I'd even go to counseling with your DP to talk about practical ways of coping - it's such a tense time with a child becoming an adult, being stroppy, up all night. My DSDs would drive me absolutely insane - on their gadgets until 1am downstairs, then upstairs, then bathroom, then downstairs for snacks...
My DP seemed to be totally oblivious. And now my own DS drives me nuts but I have far more authority, more say, more ease of parenting that it isn't half as stressful as being glared at by a child who is projecting 'You are NOT my mum' at the back of my head!!! Stress!
Try anything practical - like moving her bedroom, removing wifi - do take control as if you were a normal parent - standing back is not going to work (it may temporarily, and then when she is treating everything like a hotel the resentment will shoot up, and your own kids wondering why she gets away with murder and you don't say a word...)

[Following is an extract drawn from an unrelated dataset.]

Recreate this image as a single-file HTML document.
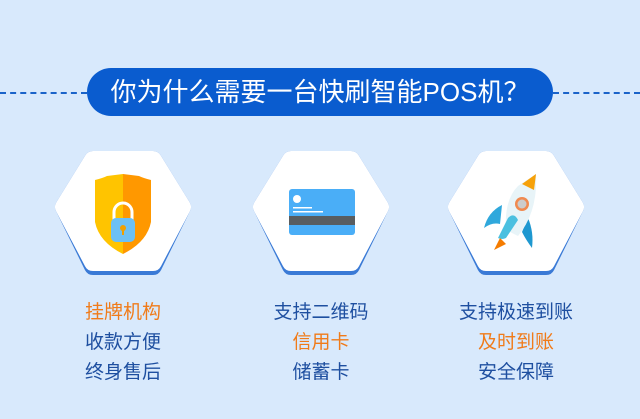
<!DOCTYPE html>
<html><head><meta charset="utf-8"><style>
body{margin:0;width:640px;height:419px;background:#d8e9fc;position:relative;overflow:hidden;font-family:"Liberation Sans","Noto Sans CJK SC",sans-serif}
.dash{position:absolute;top:92px;height:0;border-top:2px dashed #1a63c9}
.pill{position:absolute;left:87px;top:68px;width:466px;height:48px;border-radius:24px;background:#0a5ccf;color:#fff;font-size:26px;line-height:48px;text-align:center}
.hex{position:absolute;top:150px;width:136px;height:127px}
.txt{position:absolute;top:298px;width:200px;text-align:center;font-size:19px;line-height:30px;color:#1e4fa0}
.o{color:#f07b1a}
</style></head><body>
<div class="dash" style="left:0;width:87px"></div>
<div class="dash" style="left:553px;width:87px"></div>
<div class="pill">你为什么需要一台快刷智能POS机？</div>

<svg class="hex" style="left:55px" viewBox="0 0 136 127">
<path d="M38 10 H98 L127 57 L98 116 H38 L9 57 Z" fill="#3a7ad6" stroke="#3a7ad6" stroke-width="18" stroke-linejoin="round"/>
<path d="M38 10 H98 L127 57 L98 112 H38 L9 57 Z" fill="#fff" stroke="#fff" stroke-width="18" stroke-linejoin="round"/>
<path d="M40 30 Q48 28 52 26 L68 24 V104 Q44 92 40 72 Z" fill="#ffc400"/>
<path d="M68 24 L84 26 Q88 28 96 30 V72 Q92 92 68 104 Z" fill="#ff9800"/>
<path d="M59 70 V62 A9 9 0 0 1 77 62 V70" fill="none" stroke="#fff" stroke-width="3"/>
<rect x="56" y="68" width="24" height="24" rx="5" fill="#6cc0f5"/>
<circle cx="68" cy="78" r="3" fill="#f0a000"/><rect x="67" y="79" width="2" height="6" fill="#f0a000"/>
</svg>

<svg class="hex" style="left:253px" viewBox="0 0 136 127">
<path d="M38 10 H98 L127 57 L98 116 H38 L9 57 Z" fill="#3a7ad6" stroke="#3a7ad6" stroke-width="18" stroke-linejoin="round"/>
<path d="M38 10 H98 L127 57 L98 112 H38 L9 57 Z" fill="#fff" stroke="#fff" stroke-width="18" stroke-linejoin="round"/>
<rect x="36" y="39" width="66" height="46" rx="3" fill="#4aaef7"/>
<rect x="36" y="66" width="66" height="9" fill="#585d60"/>
<circle cx="44" cy="49" r="4" fill="#fff"/>
<rect x="40" y="57" width="19" height="1.5" fill="#fff"/><rect x="40" y="61" width="30" height="1.5" fill="#fff"/>
</svg>

<svg class="hex" style="left:448px" viewBox="0 0 136 127">
<path d="M38 10 H98 L127 57 L98 116 H38 L9 57 Z" fill="#3a7ad6" stroke="#3a7ad6" stroke-width="18" stroke-linejoin="round"/>
<path d="M38 10 H98 L127 57 L98 112 H38 L9 57 Z" fill="#fff" stroke="#fff" stroke-width="18" stroke-linejoin="round"/>
<path d="M54 55 Q40 62 36 78 Q44 72 52 74 Z" fill="#2fa8dc"/>
<path d="M80 68 Q86 82 84 98 Q78 90 74 82 Z" fill="#1e98d0"/>
<path d="M88 24 L70 36 Q56 50 58 80 L70 86 Q90 62 88 24 Z" fill="#e8f4f8"/>
<path d="M88 24 L74 34 L86 40 Z" fill="#f6a10a"/>
<circle cx="74" cy="54" r="7" fill="#f08a50"/><circle cx="74" cy="54" r="4.5" fill="#ccc"/>
<path d="M70 70 Q66 62 60 68 L50 88 Q54 90 58 88 Z" fill="#4bc0e0"/>
<path d="M52 88 L46 100 L58 94 Z" fill="#f57c00"/>
</svg>

<div class="txt" style="left:23px"><span class="o">挂牌机构</span><br>收款方便<br>终身售后</div>
<div class="txt" style="left:221px">支持二维码<br><span class="o">信用卡</span><br>储蓄卡</div>
<div class="txt" style="left:416px">支持极速到账<br><span class="o">及时到账</span><br>安全保障</div>
</body></html>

And book yourself into a spa retreat every other weekend!
With regards to the router on a timer, will she just not unplug the timer? Depends how rebellious and tech savvy she is.
I set controls on my router that meant any devices my then 15yr old son was using after that time couldn't access the router. He just renamed his devices and changed their IP address so that he could still access the wifi. Also be aware that a mobile phone with 3/4g can be set up to be used like a router for other devices.
I hope you get it sorted, the inconsiderate behaviour towards others is something that needs dealing with. My DSC have kept me awake at night slamming doors etc and it makes me really angry how selfish they can be.
My DSS is very techy purplehen but funnily he never seems to have tried to sneak downstairs to plug the router into a different socket, or change the timing on it. Maybe it's not enough of a challenge for his techy brain Depends where your router is how easy it is to keep an eye on though I guess.
Yes, if they know how to set up a VPN via their phone (which isn't all that hard), they can then use their mobile phone data to route their computer through. Or just go online direct with the phone if they're just messaging. So unplugging the router works best if their contracts have limits on data use.